Where did the term come from? Well, “the balance of probabilities is heavily weighted towards the American idiom being derived from an English joke,” says this site. This seems to be nonsense. Here’s the joke, which appeared in publications at the end of the 19th century and the start of the 20th:
A gentleman was boasting that his parrot would repeat anything he told him. For example, he told him several times, before some friends, to say “Uncle,” but the parrot would not repeat it. In anger he seized the bird, and half-twisting his neck, said: “Say ‘uncle,’ you beggar!” and threw him into the fowl pen, in which he had ten prize fowls. Shortly afterward, thinking he had killed the parrot, he went to the pen. To his surprise he found nine of the fowls dead on the floor with their necks wrung, and the parrot standing on the tenth twisting his neck and screaming: “Say ‘uncle,’ you beggar! say uncle.’”
So . . . kids, who read the paper, would use the word with friends, who also knew the joke, and this happened all over the country with sufficient frequency to enter the word in the slang vocab.

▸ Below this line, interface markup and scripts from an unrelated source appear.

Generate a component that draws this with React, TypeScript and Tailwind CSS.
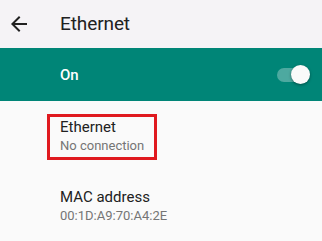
const BackArrow = () => (
  <svg width="24" height="24" viewBox="0 0 24 24" className="text-[#212121]">
    <path d="M20 11H7.83l5.59-5.59L12 4l-8 8 8 8 1.41-1.41L7.83 13H20v-2z" fill="currentColor" />
  </svg>
);

const App = () => {
  return (
    <div className="w-[322px] h-[241px] bg-[#fafafa] overflow-hidden font-['Roboto',sans-serif]">
      <div className="h-12 bg-[#f5f3f6] flex items-center">
        <div className="w-[60px] pl-[7px] flex items-center">
          <BackArrow />
        </div>
        <span className="text-[19px] tracking-[-0.1px] text-[#212121]">Ethernet</span>
      </div>
      <div className="h-[53px] bg-[#008577] flex items-center justify-between pl-[60px] pr-[12px]">
        <span className="text-[15px] font-medium text-white pt-[2px]">On</span>
        <div className="relative w-[31px] h-5 flex items-center">
          <div className="ml-[-2px] w-[26px] h-[14px] rounded-full bg-white/30" />
          <div className="absolute right-0 top-[0px] w-[19px] h-[19px] rounded-full bg-[#fafafa] shadow-[0_1px_3px_rgba(0,0,0,0.4)]" />
        </div>
      </div>
      <div className="pt-[13px] pl-[47px]">
        <div className="w-[110px] border-[3px] border-[#e0191f] pl-[10px] pb-[2px]">
          <div className="text-[15px] leading-[20px] text-[#212121]">Ethernet</div>
          <div className="text-[13px] leading-[18px] text-[#757575]">No connection</div>
        </div>
      </div>
      <div className="pl-[60px] pt-[27px]">
        <div className="text-[15px] leading-[20px] text-[#212121]">MAC address</div>
        <div className="text-[13px] leading-[18px] text-[#757575]">00:1D:A9:70:A4:2E</div>
      </div>
    </div>
  );
};

export default App;
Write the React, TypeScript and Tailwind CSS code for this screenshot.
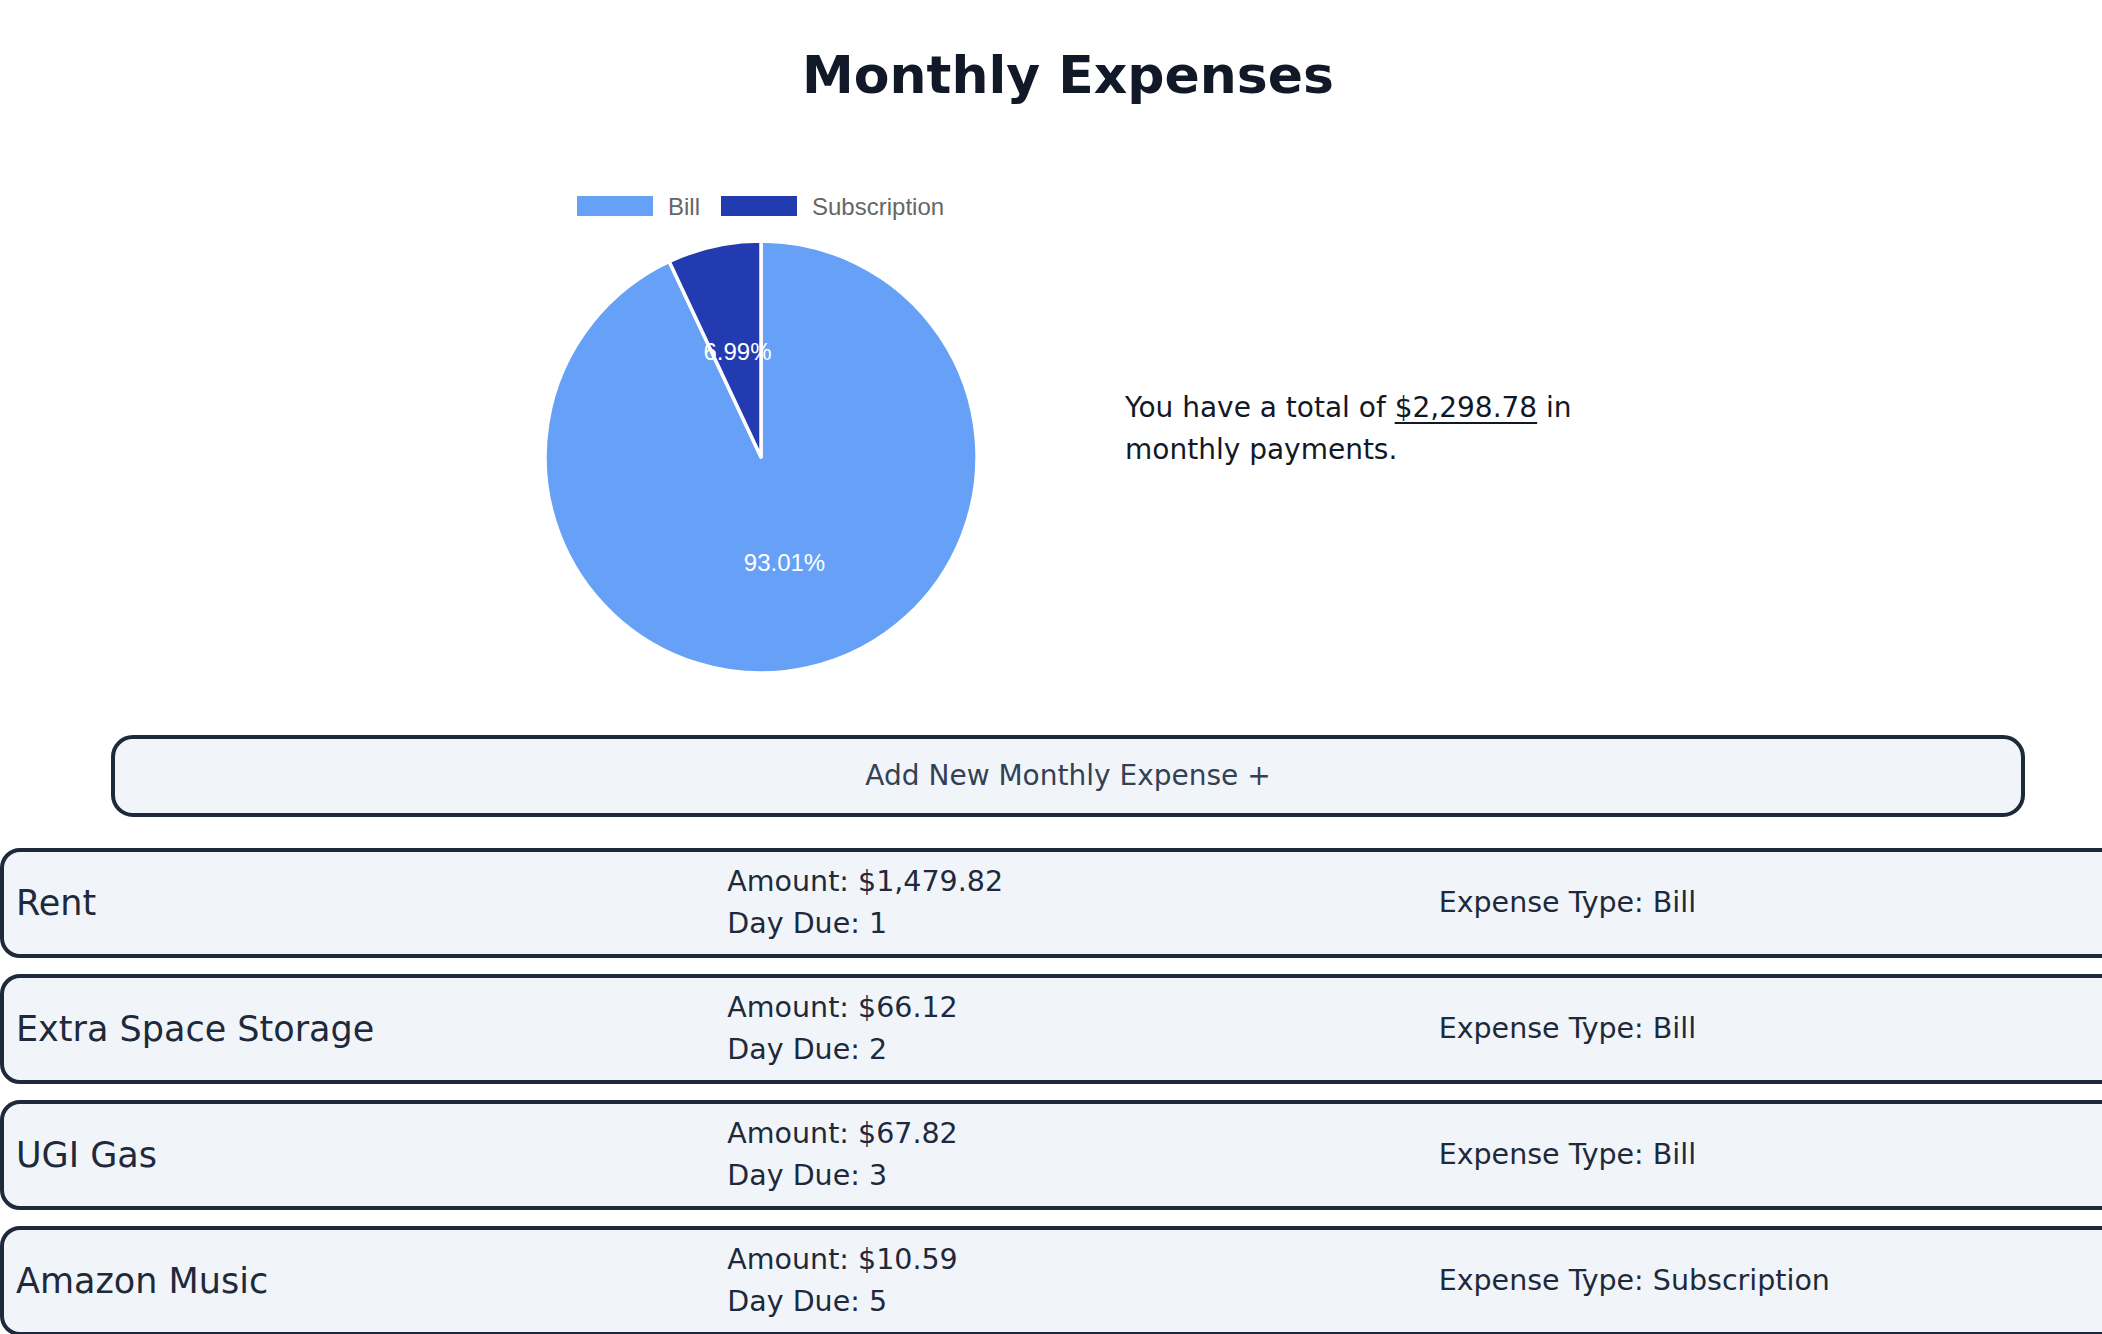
const expenses = [
  { name: 'Rent', amount: '$1,479.82', day: 1, type: 'Bill' },
  { name: 'Extra Space Storage', amount: '$66.12', day: 2, type: 'Bill' },
  { name: 'UGI Gas', amount: '$67.82', day: 3, type: 'Bill' },
  { name: 'Amazon Music', amount: '$10.59', day: 5, type: 'Subscription' },
];

function PieChart() {
  // center (220, 278), radius 216; bill 93.01%, subscription 6.99%
  return (
    <svg width="440" height="500" viewBox="0 0 440 500" className="shrink-0">
      <g fontFamily="'Liberation Sans', Arial, sans-serif" fontSize="24">
        <rect x="36" y="17" width="76" height="20" fill="#66a1f7" />
        <text x="127" y="35.5" fill="#666666">Bill</text>
        <rect x="180" y="17" width="76" height="20" fill="#223bb1" />
        <text x="271" y="35.5" fill="#666666">Subscription</text>
      </g>
      <path d="M220,278 L220,62 A216,216 0 1 1 128.2,82.5 Z" fill="#66a1f7" stroke="#ffffff" strokeWidth="3.5" strokeLinejoin="round" />
      <path d="M220,278 L128.2,82.5 A216,216 0 0 1 220,62 Z" fill="#223bb1" stroke="#ffffff" strokeWidth="3.5" strokeLinejoin="round" />
      <g fontFamily="'Liberation Sans', Arial, sans-serif" fontSize="24" fill="#ffffff" textAnchor="middle">
        <text x="196.5" y="181">6.99%</text>
        <text x="243.5" y="392">93.01%</text>
      </g>
    </svg>
  );
}

function ExpenseRow({ e }: { e: (typeof expenses)[number] }) {
  return (
    <div className="grid w-[2166px] shrink-0 grid-cols-3 items-center rounded-[20px] border-4 border-[#1e293b] bg-[#f1f5f9] px-3 py-[9px] text-[#1e293b]">
      <div className="text-[35px] leading-[42px]">{e.name}</div>
      <div className="text-[28.5px] leading-[42px]">
        <div>Amount: {e.amount}</div>
        <div>Day Due: {e.day}</div>
      </div>
      <div className="text-[28.5px] leading-[42px]">Expense Type: {e.type}</div>
    </div>
  );
}

export default function App() {
  return (
    <div className="h-[1334px] w-full overflow-hidden bg-white font-['DejaVu_Sans',Verdana,sans-serif]">
      <div className="w-[2136px]">
        <h1 className="pt-[43px] text-center text-[52px] font-bold leading-[64px] text-[#111827]">
          Monthly Expenses
        </h1>

        <div className="mt-[72px] flex items-center justify-center gap-[144px]">
          <PieChart />
          <p className="w-[470px] text-[28px] leading-[42px] text-[#111827]">
            You have a total of{' '}
            <span className="underline decoration-2 underline-offset-[5px]">$2,298.78</span> in monthly payments.
          </p>
        </div>

        <div className="mx-[111px] mt-[56px]">
          <button className="h-[82px] w-full rounded-[22px] border-4 border-[#1e293b] bg-[#f1f5f9] text-[28px] text-[#334155]">
            Add New Monthly Expense +
          </button>
        </div>

        <div className="mt-[31px] flex flex-col gap-4">
          {expenses.map((e) => (
            <ExpenseRow key={e.name} e={e} />
          ))}
        </div>
      </div>
    </div>
  );
}
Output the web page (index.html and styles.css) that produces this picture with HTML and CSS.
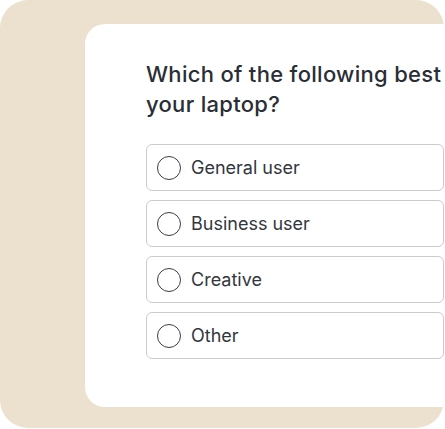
FILE: index.html
```html
<!DOCTYPE html>
<html lang="en">
<head>
<meta charset="utf-8">
<link rel="stylesheet" href="styles.css">
</head>
<body>
<div class="frame">
  <div class="card">
    <h1 class="question">Which of the following best describes your laptop?</h1>
    <div class="options">
      <label class="option"><span class="radio"></span><span class="label">General user</span></label>
      <label class="option"><span class="radio"></span><span class="label">Business user</span></label>
      <label class="option"><span class="radio"></span><span class="label">Creative</span></label>
      <label class="option"><span class="radio"></span><span class="label">Other</span></label>
    </div>
  </div>
</div>
</body>
</html>
```
FILE: styles.css
```css
html, body {
  margin: 0;
  padding: 0;
  background: #ffffff;
}
body {
  width: 445px;
  height: 429px;
  overflow: hidden;
  font-family: Inter, "Noto Sans", sans-serif;
}
.frame {
  box-sizing: border-box;
  width: 444px;
  height: 428px;
  background: #ebe1ce;
  border-radius: 28px;
  padding: 24px 0 0 85px;
  overflow: hidden;
}
.card {
  box-sizing: border-box;
  width: 560px;
  height: 383px;
  background: #ffffff;
  border-radius: 20px 0 0 20px;
  padding: 35px 0 0 61px;
}
.question {
  margin: 0;
  width: 440px;
  font-size: 22px;
  line-height: 30px;
  font-weight: 500;
  color: #2a2e35;
  letter-spacing: 0.3px;
}
.options {
  margin-top: 25px;
  display: flex;
  flex-direction: column;
  gap: 9px;
  width: 298px;
}
.option {
  box-sizing: border-box;
  height: 47px;
  border: 1px solid #cbcbcb;
  border-radius: 6px;
  display: flex;
  align-items: center;
  padding-left: 10px;
  gap: 10px;
}
.radio {
  box-sizing: border-box;
  width: 24px;
  height: 24px;
  border: 1.5px solid #3a3d43;
  border-radius: 50%;
  flex: none;
}
.label {
  font-size: 18px;
  color: #33373d;
  font-weight: 400;
}
```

But kids wouldn’t cry uncle to ask for mercy, because there’s nothing in the story that equates the use of the term with mercy. The other meaning of the term, of course, is the bully’s insistence that you submit and cry uncle, and that fits the story better.
The speculations are ingenious: one from American Speech in 1980 was that “Uncle in this expression is surely a folk etymology, and the Irish original of the word is anacol ... ‘act of protecting; deliverance; mercy, quarter, safety’ ”. If that sounds unlikely . . .
Unlikely? Seems a damned sight more likely than the punchline origin.
Anyway. When it got to be 2:30 I said “no mas,” which is a quote from Roberto Duran, I believe, after he’d been punched into next Tuesday by Sugar Ray. Do I have to google that? Can’t I just say it? No: because there is a google, there’s no excuse for not getting something right. So, googling . . . yes. Okay. Criminey, I had no idea: Duran won fights in FIVE decades; the first was in ’68, the last in ’00. (If you want to be technical and say “00 wasn’t a new decade, he fought Hector Camacho in 2001.) (He lost.) It was galling, in a way, because I was so close to the end, and if my experience mirrored Duran’s, I would be reviled in Panama for years, until the nation came to accept my defeat and learn to cheer my eventual climb back into the ranks of pugilistic honors. He’s now ranked the #5 boxer of all time. But I still have 1000 words to go.
They’re the hardest, because they’re the last ones, and I always like to end on a high note. Doesn’t matter what I write, because I’m sure I’ll redo the ending, but the scene has to have the right tone. It’s the end of the series. It’s the big wrap-up moment.
I have a column to write tonight, but that shouldn’t stop me.
As for that Howard Hanson score: listen to the first movement unfold with gnawing dread accomplished with about a half-dozen notes; then he repeats the mood with the complexity factor increased by 100, transitions to major key almost before you know it (3:04) then the clouds break, then at 3:22 it’s THE SPELLBOUND THEME.
Sort of. In the same sense that the Brahms second piano concerto (I think it’s the second) quotes “Home on the Range.” But don’t tell me Rozsa wasn’t aware of it.
But back to the Howard: Stick around to 4:40, when the music used on the closing credits of “Alien” comes in. It’s one of my favorite symphonies.
Speaking of which: James Horner has written a lot of rhubarb & hugger-mugger busymusic,. but he wrote the best 1:27 seconds of action-movie climax music ever. It’s almost anti-music/ The strings are just making unnerving sounds like the beating of huge insect wings, the hammerclanks aren’t music, the brass brings back a theme you forgot, and everything is a panicked nightmare mess until 1:01.
I was in the theater the first day “Empire” played; I heard Darth Vader say the line no one saw coming. And I was in the theater the first day Aliens played, and that moment I will never forget: I don’t think there was anything in the genre that was that cathartic since the Death Star went kaboom.
Horner isn’t my favorite soundtrack composer, but I don’t dislike his stuff. The Titanic score bugs me. The sinking music wasn’t heard in the movie - or at least it wasn’t noticed. Too much noise and screaming. Sip to 6:20 or so; if I remember it right, that’s the moment when the ship is completely upended, then begins to head down. You’ll hear something you may not have noticed in the theater: the voices of everyone who ever drowned rising up from the sea. It’s quite chilling.
Oh. I could do this for another ten videos, but I won't. Off to finish the book now. With the fourth movement of the Hanson symphony as my soundtrack.